_SUPPLIED DATA_
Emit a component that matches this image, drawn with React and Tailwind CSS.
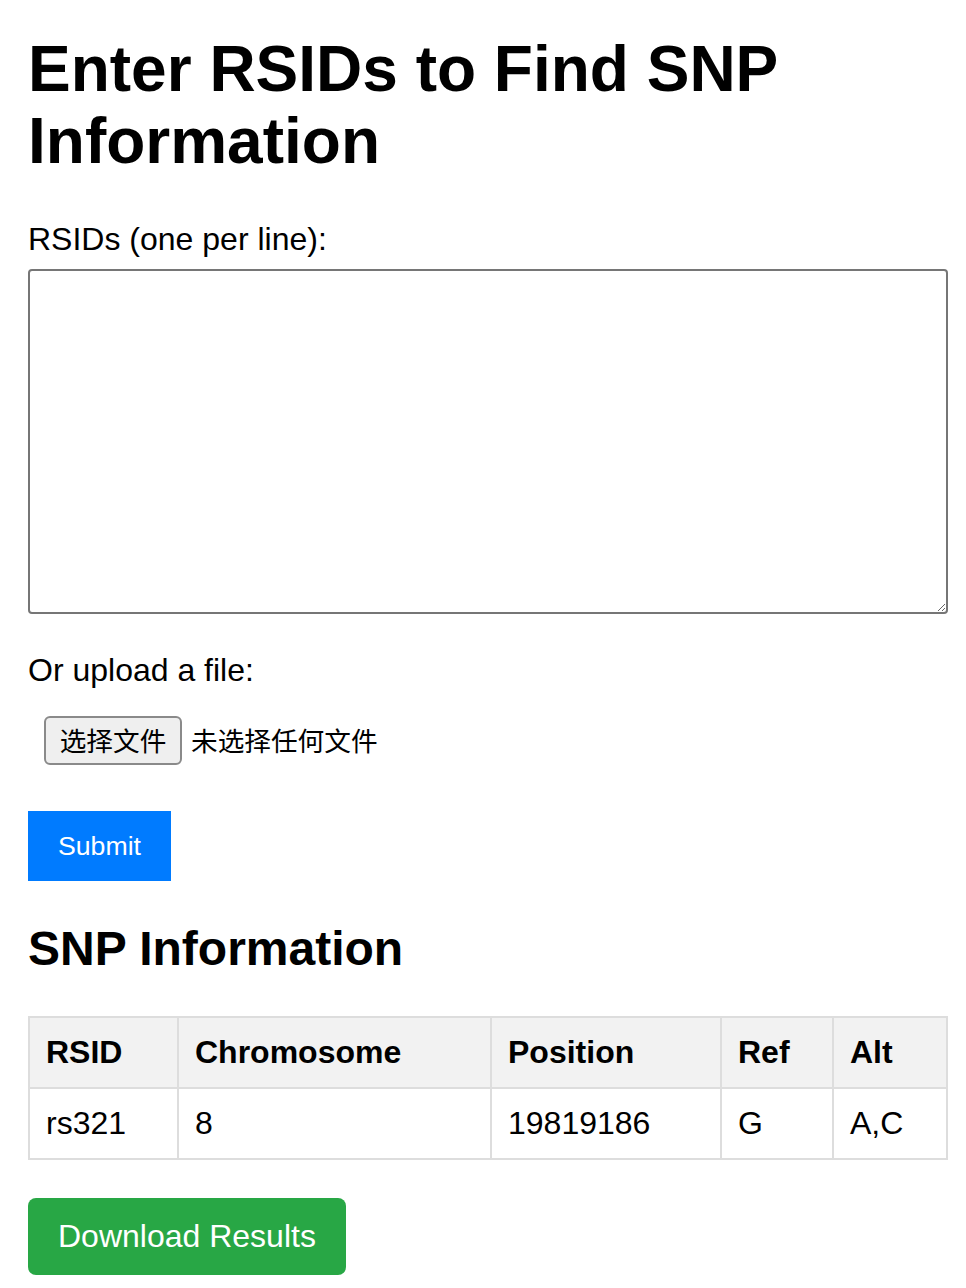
export default function App() {
  const headers = ["RSID", "Chromosome", "Position", "Ref", "Alt"];
  const widths = ["w-[149px]", "w-[313px]", "w-[230px]", "w-[112px]", ""];
  const row = ["rs321", "8", "19819186", "G", "A,C"];
  return (
    <div className="min-h-[1288px] bg-white pl-[28px] pr-[18px] pt-[33px] pb-[13px] text-black font-['Liberation_Sans','Noto_Sans_CJK_SC',Arial,sans-serif]">
      <h1 className="text-[64px] font-bold leading-[72px]">Enter RSIDs to Find SNP Information</h1>
      <label className="mt-[44px] block text-[32px] leading-[36.8px]">RSIDs (one per line):</label>
      <textarea className="mt-[11px] block h-[345px] w-full rounded-[4px] border-2 border-[#767676] bg-white p-[4px] text-[26px] outline-none" />
      <label className="mt-[38px] block text-[32px] leading-[36.8px]">Or upload a file:</label>
      <div className="ml-[16px] mt-[27px] flex items-center">
        <span className="flex h-[49px] w-[138px] items-center justify-center rounded-[6px] border-2 border-[#8a8a8a] bg-[#efefef] text-[26.67px] leading-none font-['Noto_Sans_CJK_SC',sans-serif]">选择文件</span>
        <span className="ml-[9px] text-[26.67px] leading-none font-['Noto_Sans_CJK_SC',sans-serif]">未选择任何文件</span>
      </div>
      <button className="mt-[46px] block bg-[#007bff] px-[30px] py-[20px] text-[26.67px] leading-[30.67px] text-white">Submit</button>
      <h2 className="mt-[40px] text-[48px] font-bold leading-[55.2px]">SNP Information</h2>
      <table className="mt-[40px] w-full table-fixed border-collapse border-2 border-[#ddd] text-[32px] leading-[36.8px]">
        <thead>
          <tr className="bg-[#f2f2f2]">
            {headers.map((h, i) => (
              <th key={h} className={`${widths[i]} border-2 border-[#ddd] px-[16px] py-[16px] text-left font-bold`}>{h}</th>
            ))}
          </tr>
        </thead>
        <tbody>
          <tr>
            {row.map((c, i) => (
              <td key={i} className="border-2 border-[#ddd] px-[16px] py-[16px] text-left">{c}</td>
            ))}
          </tr>
        </tbody>
      </table>
      <button className="mt-[38px] block rounded-[8px] bg-[#28a745] px-[30px] py-[20px] text-[32px] leading-[36.8px] text-white">Download Results</button>
    </div>
  );
}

_PROBLEM_
Skip the images and write out the rest of the listing exactly.

_EXERCISE SOLUTION_
Emit a component that matches this image, drawn with React and Tailwind CSS.
export default function App() {
  const headers = ["RSID", "Chromosome", "Position", "Ref", "Alt"];
  const widths = ["w-[149px]", "w-[313px]", "w-[230px]", "w-[112px]", ""];
  const row = ["rs321", "8", "19819186", "G", "A,C"];
  return (
    <div className="min-h-[1288px] bg-white pl-[28px] pr-[18px] pt-[33px] pb-[13px] text-black font-['Liberation_Sans','Noto_Sans_CJK_SC',Arial,sans-serif]">
      <h1 className="text-[64px] font-bold leading-[72px]">Enter RSIDs to Find SNP Information</h1>
      <label className="mt-[44px] block text-[32px] leading-[36.8px]">RSIDs (one per line):</label>
      <textarea className="mt-[11px] block h-[345px] w-full rounded-[4px] border-2 border-[#767676] bg-white p-[4px] text-[26px] outline-none" />
      <label className="mt-[38px] block text-[32px] leading-[36.8px]">Or upload a file:</label>
      <div className="ml-[16px] mt-[27px] flex items-center">
        <span className="flex h-[49px] w-[138px] items-center justify-center rounded-[6px] border-2 border-[#8a8a8a] bg-[#efefef] text-[26.67px] leading-none font-['Noto_Sans_CJK_SC',sans-serif]">选择文件</span>
        <span className="ml-[9px] text-[26.67px] leading-none font-['Noto_Sans_CJK_SC',sans-serif]">未选择任何文件</span>
      </div>
      <button className="mt-[46px] block bg-[#007bff] px-[30px] py-[20px] text-[26.67px] leading-[30.67px] text-white">Submit</button>
      <h2 className="mt-[40px] text-[48px] font-bold leading-[55.2px]">SNP Information</h2>
      <table className="mt-[40px] w-full table-fixed border-collapse border-2 border-[#ddd] text-[32px] leading-[36.8px]">
        <thead>
          <tr className="bg-[#f2f2f2]">
            {headers.map((h, i) => (
              <th key={h} className={`${widths[i]} border-2 border-[#ddd] px-[16px] py-[16px] text-left font-bold`}>{h}</th>
            ))}
          </tr>
        </thead>
        <tbody>
          <tr>
            {row.map((c, i) => (
              <td key={i} className="border-2 border-[#ddd] px-[16px] py-[16px] text-left">{c}</td>
            ))}
          </tr>
        </tbody>
      </table>
      <button className="mt-[38px] block rounded-[8px] bg-[#28a745] px-[30px] py-[20px] text-[32px] leading-[36.8px] text-white">Download Results</button>
    </div>
  );
}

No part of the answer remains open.